The film had its world premiere in the NEXT section at the 2026 Sundance Film Festival on January 22, 2026, winning the NEXT Innovator Award. It was also available online for public viewing from 29 January to 1 February 2026 through the festival's at-home program. In February 2026, Sumerian Pictures acquired North American distribution rights to the film, planning to release on September 25, 2026. In May 2026, Focus Features acquired international rights to the film, with its parent company Universal Pictures later scheduling the film for a theatrical release in the United Kingdom and Ireland on September 4, 2026.

== Reception ==

Tom Dawson of Screen Daily called the film "a charming, defiantly regional human drama" with "a trio of strong performances," comparing its tone to The Ballad of Wallis Island meets The Wicker Man.
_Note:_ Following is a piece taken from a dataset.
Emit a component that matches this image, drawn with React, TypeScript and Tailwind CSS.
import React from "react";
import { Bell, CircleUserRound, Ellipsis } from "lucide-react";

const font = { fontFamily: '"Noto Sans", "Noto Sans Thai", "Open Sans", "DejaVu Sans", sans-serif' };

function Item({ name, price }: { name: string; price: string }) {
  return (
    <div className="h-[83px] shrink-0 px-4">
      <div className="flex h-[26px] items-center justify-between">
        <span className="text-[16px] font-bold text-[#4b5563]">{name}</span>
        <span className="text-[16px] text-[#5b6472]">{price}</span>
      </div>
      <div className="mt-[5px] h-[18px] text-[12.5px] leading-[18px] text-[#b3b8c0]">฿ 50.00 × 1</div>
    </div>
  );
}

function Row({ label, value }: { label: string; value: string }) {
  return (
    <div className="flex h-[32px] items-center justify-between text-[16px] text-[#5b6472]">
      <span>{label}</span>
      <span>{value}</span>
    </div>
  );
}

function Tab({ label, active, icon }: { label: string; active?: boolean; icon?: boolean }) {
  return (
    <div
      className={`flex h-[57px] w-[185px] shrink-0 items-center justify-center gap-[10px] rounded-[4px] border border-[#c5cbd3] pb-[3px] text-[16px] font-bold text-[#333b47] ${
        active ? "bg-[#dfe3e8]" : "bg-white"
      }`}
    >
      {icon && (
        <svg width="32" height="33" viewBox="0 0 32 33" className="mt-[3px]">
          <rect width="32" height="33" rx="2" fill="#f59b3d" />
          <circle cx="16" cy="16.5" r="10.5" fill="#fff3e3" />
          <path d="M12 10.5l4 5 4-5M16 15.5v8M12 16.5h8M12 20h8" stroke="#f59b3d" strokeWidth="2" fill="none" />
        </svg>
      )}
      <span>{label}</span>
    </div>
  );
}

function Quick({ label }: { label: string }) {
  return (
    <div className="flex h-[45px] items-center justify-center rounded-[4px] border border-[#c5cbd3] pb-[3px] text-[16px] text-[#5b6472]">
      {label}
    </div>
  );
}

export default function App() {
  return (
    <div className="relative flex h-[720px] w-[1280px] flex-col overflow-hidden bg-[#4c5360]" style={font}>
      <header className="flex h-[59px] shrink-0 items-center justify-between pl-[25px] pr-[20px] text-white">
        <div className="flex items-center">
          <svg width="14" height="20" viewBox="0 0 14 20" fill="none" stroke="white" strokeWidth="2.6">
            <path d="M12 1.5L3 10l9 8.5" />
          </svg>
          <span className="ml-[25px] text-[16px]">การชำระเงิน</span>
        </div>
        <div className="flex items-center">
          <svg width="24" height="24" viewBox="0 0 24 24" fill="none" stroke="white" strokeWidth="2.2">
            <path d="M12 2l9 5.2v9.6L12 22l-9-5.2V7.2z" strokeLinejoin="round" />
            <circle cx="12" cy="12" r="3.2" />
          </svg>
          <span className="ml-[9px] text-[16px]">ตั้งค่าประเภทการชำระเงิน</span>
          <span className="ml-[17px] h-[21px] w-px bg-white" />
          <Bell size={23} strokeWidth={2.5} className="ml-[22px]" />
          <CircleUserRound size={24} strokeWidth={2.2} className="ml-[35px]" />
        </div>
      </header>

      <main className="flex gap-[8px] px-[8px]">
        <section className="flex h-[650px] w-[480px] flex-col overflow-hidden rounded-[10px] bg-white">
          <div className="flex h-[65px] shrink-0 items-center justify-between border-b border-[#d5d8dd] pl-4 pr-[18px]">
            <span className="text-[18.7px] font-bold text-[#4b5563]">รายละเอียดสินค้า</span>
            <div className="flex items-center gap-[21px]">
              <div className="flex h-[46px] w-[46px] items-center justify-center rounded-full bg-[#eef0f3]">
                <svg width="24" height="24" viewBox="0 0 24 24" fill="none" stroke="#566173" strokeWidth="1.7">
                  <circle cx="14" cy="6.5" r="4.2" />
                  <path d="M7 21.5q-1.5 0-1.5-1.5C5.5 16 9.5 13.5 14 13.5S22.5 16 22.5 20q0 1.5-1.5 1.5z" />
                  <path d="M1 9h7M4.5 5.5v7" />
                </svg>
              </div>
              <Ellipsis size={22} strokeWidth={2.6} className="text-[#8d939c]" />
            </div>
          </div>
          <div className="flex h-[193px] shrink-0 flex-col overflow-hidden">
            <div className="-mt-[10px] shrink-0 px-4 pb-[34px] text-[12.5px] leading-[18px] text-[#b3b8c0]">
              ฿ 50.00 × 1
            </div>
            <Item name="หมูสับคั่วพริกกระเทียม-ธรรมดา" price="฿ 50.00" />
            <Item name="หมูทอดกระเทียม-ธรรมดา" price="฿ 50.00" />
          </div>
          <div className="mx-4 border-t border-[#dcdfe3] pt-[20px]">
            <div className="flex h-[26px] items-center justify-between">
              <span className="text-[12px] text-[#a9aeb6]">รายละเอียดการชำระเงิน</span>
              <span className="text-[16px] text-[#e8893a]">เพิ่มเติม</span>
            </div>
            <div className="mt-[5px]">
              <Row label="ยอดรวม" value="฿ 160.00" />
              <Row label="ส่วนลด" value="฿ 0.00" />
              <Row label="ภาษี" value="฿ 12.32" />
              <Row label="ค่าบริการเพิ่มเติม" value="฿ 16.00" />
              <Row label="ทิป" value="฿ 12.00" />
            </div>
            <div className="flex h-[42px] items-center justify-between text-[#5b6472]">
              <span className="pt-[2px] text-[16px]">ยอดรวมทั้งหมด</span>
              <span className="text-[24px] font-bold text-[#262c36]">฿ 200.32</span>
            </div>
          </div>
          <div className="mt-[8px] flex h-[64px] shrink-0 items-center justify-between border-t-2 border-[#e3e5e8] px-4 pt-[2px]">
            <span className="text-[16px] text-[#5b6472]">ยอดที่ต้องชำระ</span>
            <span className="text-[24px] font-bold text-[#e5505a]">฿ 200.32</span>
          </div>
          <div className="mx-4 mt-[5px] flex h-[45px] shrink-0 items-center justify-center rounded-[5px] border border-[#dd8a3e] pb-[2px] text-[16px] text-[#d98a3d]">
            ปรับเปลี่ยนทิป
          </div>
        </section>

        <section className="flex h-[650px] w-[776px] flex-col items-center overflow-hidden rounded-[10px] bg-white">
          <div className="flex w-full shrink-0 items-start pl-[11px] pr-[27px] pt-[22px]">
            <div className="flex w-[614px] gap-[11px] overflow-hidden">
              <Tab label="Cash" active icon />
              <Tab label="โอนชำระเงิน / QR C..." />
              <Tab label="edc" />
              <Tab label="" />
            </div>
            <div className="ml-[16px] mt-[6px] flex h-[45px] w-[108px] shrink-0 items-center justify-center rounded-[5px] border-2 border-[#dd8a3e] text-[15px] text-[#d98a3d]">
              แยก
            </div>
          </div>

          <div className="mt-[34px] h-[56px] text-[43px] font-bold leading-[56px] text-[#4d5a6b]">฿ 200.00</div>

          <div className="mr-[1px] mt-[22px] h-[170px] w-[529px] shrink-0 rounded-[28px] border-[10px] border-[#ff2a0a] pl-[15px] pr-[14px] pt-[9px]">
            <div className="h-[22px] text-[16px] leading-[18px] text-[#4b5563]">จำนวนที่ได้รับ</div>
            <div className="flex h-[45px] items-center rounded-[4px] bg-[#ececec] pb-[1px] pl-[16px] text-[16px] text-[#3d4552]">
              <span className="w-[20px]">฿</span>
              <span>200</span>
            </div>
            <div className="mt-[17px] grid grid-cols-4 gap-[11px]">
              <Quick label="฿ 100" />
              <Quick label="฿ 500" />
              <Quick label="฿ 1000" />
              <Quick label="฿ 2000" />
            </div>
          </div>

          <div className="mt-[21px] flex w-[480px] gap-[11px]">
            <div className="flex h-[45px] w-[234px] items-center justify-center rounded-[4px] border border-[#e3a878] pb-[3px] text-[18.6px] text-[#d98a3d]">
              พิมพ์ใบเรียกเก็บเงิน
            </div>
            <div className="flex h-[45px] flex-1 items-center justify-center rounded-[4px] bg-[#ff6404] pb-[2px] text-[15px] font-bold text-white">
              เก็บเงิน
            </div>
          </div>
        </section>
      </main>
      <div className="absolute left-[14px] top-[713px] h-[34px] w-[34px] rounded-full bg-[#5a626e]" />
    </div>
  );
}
Nick Schager of The Daily Beast described it as "winningly weird" with "a wittiness that's almost as odd as its heart is big," praising Rankin's performance and comparing the film to The Banshees of Inisherin.

Fred Topel of UPI wrote that it is "exactly the kind of charming comedy that stands out in indie cinema."

Adrian Horton wrote in The Guardian: "From the first shots of Isla (Gayle Rankin) and Sandy (Grant O’Rourke) caw-caw-ing like birds and beating sacks labelled 'incomer' with clubs, Paxton commits to an askew, often alienating angle of humour – quirky, at times juvenile, a touch dark, altogether difficult to settle into for anyone with an aversion to twee."

In Variety, Tomris Laffly wrote: "Louis Paxton’s seaside tale starring Domhnall Gleeson alongside the terrific duo Gayle Rankin and Grant O’Rourke is too twee at times, but still winsome and disarmingly good-natured."

== Awards ==
The Incomer won the NEXT Innovator Award at the 2026 Sundance Film Festival.